--- start of Source excerpt ---

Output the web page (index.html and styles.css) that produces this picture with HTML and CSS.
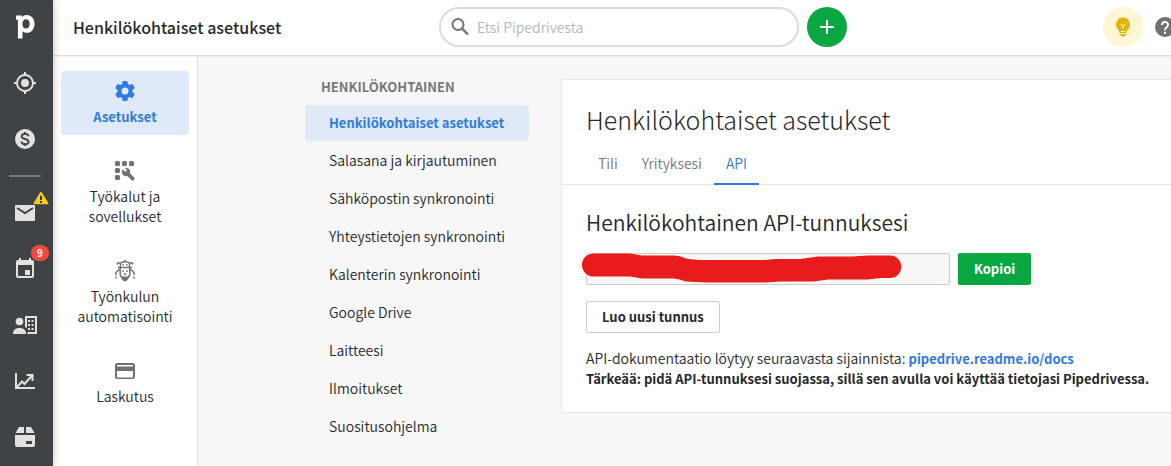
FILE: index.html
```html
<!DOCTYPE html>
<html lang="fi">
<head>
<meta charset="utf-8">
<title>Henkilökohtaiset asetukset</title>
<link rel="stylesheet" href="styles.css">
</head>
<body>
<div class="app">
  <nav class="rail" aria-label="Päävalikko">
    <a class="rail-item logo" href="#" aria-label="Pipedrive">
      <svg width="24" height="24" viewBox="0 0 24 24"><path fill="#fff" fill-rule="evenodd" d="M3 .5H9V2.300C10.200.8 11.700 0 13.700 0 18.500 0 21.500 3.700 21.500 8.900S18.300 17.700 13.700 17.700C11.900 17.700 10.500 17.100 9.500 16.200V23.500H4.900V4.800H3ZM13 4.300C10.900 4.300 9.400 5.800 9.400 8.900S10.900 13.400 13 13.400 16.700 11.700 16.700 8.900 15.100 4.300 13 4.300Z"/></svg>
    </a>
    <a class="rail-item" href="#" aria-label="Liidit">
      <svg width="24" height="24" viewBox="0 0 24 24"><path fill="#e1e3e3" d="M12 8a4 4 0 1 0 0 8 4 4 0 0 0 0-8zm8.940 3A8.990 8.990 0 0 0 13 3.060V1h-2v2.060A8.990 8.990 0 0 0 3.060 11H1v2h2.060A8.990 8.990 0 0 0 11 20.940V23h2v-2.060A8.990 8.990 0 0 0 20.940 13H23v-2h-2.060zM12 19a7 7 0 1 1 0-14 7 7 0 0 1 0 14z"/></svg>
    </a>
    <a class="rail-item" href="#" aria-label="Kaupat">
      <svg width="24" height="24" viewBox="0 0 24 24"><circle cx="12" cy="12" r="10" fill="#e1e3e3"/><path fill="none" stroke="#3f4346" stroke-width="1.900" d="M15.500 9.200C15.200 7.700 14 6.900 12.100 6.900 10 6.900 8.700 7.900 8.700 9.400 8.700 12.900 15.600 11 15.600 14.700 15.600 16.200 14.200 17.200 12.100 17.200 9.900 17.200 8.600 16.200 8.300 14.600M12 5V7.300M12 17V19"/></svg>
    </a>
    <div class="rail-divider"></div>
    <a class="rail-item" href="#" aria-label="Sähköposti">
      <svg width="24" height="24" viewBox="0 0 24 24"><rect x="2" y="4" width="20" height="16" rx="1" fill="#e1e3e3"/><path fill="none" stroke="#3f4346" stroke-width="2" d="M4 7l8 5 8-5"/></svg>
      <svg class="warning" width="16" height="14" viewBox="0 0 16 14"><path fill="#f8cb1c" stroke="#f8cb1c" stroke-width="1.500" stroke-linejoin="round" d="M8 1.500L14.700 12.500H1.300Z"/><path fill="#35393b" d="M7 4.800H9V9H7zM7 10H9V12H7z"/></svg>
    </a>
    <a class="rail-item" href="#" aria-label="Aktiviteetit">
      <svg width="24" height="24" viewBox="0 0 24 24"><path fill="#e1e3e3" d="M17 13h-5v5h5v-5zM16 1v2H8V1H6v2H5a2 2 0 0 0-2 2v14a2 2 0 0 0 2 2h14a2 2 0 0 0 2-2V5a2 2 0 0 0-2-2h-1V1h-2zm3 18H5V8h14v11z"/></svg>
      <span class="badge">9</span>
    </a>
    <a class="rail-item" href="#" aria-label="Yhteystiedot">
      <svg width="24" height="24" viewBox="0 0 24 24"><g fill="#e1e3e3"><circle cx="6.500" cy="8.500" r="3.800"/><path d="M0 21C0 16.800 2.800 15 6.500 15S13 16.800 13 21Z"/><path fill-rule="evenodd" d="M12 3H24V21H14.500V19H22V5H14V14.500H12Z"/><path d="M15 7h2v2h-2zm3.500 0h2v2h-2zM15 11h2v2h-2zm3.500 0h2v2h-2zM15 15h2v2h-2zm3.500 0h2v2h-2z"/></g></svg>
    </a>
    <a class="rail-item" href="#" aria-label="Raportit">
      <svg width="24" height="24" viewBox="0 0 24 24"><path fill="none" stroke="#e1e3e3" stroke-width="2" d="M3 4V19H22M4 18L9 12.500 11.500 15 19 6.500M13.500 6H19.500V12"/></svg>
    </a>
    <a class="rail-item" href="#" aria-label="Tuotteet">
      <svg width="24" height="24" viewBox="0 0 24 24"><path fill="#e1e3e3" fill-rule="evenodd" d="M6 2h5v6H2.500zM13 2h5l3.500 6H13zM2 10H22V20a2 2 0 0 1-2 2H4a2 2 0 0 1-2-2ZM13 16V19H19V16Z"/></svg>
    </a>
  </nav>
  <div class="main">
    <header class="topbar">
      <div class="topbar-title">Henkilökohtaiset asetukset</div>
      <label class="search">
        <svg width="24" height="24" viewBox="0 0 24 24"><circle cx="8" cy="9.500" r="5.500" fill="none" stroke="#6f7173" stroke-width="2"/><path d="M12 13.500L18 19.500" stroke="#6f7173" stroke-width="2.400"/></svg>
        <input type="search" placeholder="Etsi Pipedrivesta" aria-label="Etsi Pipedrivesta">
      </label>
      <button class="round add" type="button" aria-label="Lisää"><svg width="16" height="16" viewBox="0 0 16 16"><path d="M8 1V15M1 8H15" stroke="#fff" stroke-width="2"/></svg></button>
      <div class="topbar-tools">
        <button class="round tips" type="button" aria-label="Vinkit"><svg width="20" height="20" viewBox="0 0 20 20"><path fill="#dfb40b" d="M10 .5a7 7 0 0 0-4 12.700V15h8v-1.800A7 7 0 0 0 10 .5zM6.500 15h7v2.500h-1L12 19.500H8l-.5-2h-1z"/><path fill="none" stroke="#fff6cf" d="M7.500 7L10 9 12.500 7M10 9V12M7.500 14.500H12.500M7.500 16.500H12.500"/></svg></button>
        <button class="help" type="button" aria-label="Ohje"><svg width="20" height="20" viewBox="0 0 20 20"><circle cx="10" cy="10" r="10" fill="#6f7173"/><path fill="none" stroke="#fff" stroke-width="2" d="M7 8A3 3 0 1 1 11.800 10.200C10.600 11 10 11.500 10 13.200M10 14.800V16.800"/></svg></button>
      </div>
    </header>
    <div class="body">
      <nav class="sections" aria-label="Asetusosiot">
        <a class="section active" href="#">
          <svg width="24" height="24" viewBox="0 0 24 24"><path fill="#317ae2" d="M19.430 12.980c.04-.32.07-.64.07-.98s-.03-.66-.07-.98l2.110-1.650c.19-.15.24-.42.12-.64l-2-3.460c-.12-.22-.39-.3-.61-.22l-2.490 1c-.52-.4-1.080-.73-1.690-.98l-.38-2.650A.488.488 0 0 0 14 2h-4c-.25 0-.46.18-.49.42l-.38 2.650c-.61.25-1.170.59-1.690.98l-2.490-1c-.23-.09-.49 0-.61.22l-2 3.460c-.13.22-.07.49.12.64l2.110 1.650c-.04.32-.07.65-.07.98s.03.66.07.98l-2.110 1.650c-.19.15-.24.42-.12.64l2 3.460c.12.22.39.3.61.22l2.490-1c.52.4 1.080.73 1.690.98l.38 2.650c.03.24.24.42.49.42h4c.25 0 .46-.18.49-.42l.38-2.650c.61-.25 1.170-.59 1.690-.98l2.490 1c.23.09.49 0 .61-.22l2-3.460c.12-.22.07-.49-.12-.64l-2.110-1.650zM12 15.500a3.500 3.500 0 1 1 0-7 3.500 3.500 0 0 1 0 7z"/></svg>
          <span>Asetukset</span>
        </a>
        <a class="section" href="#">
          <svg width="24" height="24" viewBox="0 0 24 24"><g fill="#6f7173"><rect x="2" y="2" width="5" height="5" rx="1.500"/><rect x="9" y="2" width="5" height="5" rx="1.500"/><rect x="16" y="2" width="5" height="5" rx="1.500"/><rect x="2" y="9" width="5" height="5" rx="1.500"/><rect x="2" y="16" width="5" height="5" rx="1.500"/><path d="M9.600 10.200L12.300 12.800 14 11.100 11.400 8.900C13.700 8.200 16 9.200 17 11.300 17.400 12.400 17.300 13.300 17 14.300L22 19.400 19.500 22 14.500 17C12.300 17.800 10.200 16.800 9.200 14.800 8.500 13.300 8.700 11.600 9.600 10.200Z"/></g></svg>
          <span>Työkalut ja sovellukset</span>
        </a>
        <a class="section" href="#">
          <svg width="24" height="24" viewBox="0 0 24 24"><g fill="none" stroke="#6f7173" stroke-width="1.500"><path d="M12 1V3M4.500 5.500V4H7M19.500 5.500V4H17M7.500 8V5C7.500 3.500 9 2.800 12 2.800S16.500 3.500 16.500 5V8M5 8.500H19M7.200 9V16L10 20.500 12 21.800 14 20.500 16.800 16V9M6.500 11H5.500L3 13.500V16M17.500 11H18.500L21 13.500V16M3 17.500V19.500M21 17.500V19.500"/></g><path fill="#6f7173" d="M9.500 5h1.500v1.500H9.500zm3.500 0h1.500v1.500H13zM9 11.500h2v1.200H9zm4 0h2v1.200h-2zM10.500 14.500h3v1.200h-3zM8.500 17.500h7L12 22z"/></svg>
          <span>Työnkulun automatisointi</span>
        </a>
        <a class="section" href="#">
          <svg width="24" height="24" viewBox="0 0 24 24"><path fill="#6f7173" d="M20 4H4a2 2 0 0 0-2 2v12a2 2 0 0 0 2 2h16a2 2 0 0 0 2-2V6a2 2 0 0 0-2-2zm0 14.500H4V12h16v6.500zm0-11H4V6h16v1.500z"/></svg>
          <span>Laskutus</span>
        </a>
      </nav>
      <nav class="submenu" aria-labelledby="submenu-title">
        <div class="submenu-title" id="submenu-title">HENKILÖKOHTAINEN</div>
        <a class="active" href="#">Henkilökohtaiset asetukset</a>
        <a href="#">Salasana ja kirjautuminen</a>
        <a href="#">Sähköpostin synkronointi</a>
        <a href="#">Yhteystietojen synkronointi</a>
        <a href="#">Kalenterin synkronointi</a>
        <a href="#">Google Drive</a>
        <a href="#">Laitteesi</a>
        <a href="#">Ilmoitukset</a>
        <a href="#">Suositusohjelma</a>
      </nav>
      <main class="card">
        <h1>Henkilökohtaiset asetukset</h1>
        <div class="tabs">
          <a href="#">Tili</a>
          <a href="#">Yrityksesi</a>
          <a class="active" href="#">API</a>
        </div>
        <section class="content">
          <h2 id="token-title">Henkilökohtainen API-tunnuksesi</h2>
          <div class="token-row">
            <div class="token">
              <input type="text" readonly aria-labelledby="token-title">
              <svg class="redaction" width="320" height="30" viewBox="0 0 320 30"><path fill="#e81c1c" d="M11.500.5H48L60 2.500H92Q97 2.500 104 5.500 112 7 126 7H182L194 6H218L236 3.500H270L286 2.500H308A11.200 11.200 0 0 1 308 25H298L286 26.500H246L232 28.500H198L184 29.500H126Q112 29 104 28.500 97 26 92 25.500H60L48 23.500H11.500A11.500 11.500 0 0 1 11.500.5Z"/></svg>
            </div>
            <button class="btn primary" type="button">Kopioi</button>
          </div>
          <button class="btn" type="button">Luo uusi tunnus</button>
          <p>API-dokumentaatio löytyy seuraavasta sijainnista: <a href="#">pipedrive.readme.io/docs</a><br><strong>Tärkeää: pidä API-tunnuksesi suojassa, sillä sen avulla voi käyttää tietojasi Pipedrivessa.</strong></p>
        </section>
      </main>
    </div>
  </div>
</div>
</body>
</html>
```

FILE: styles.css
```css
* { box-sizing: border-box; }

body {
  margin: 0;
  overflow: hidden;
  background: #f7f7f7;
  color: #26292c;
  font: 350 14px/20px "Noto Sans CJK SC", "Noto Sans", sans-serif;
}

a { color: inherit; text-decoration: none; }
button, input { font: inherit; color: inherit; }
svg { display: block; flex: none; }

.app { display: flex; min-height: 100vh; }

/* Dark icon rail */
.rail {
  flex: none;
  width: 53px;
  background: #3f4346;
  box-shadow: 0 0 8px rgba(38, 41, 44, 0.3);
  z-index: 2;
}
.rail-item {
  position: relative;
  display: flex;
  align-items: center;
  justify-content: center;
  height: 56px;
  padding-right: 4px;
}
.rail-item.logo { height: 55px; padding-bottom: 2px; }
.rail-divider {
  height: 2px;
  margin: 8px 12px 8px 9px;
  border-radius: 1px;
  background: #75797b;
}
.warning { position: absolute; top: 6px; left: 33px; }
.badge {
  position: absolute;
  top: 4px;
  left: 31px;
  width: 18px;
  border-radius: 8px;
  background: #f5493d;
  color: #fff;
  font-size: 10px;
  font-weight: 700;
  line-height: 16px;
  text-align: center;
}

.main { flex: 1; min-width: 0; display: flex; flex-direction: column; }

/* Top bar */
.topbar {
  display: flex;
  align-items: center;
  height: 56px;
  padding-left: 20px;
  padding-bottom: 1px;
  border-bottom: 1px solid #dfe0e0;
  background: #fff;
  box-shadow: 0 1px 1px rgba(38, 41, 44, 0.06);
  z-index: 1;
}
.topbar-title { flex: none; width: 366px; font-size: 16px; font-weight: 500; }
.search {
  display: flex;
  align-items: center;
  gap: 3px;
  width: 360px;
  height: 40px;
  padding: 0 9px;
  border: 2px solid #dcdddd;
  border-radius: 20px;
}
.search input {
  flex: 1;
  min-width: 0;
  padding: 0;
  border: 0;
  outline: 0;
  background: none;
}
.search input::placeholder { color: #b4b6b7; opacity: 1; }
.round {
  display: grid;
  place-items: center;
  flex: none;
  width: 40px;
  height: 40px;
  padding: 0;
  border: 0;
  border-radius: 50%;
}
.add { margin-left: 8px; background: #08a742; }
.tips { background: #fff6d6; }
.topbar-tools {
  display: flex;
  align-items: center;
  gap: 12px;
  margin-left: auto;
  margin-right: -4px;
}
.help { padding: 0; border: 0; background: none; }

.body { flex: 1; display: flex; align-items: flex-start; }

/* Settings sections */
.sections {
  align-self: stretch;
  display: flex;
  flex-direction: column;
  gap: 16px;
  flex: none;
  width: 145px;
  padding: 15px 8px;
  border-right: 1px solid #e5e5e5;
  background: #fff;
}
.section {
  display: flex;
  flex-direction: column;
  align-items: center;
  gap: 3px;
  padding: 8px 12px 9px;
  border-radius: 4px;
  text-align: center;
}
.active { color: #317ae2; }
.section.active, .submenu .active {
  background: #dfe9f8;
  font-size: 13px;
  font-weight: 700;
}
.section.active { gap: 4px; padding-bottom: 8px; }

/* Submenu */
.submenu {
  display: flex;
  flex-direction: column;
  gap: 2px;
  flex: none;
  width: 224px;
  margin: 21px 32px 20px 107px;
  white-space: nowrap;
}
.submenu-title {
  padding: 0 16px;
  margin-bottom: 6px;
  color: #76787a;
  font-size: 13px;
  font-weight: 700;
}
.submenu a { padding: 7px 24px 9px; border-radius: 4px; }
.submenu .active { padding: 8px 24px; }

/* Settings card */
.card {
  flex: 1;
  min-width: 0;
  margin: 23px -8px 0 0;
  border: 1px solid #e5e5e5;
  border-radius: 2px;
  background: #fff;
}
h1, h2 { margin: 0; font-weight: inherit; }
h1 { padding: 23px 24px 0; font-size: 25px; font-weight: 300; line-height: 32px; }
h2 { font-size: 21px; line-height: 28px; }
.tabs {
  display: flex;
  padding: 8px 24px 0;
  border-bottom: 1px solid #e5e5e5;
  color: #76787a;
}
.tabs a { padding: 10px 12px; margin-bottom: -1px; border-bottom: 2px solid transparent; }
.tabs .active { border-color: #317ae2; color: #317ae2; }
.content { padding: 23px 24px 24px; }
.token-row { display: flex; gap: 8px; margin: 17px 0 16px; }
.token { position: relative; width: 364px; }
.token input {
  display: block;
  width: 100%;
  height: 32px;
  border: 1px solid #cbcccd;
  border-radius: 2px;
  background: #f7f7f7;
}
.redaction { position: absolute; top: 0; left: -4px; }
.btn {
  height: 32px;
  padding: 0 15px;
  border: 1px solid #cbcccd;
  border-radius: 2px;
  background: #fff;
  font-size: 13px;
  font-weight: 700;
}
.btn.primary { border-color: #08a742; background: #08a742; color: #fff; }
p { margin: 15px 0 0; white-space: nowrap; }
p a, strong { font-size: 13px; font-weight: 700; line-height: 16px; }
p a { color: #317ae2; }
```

--- end of Source excerpt ---

- **Do this**: Spot every line that holds "styles" and copy it.

- **Task output**:
Output the web page (index.html and styles.css) that produces this picture with HTML and CSS.
<link rel="stylesheet" href="styles.css">
FILE: styles.css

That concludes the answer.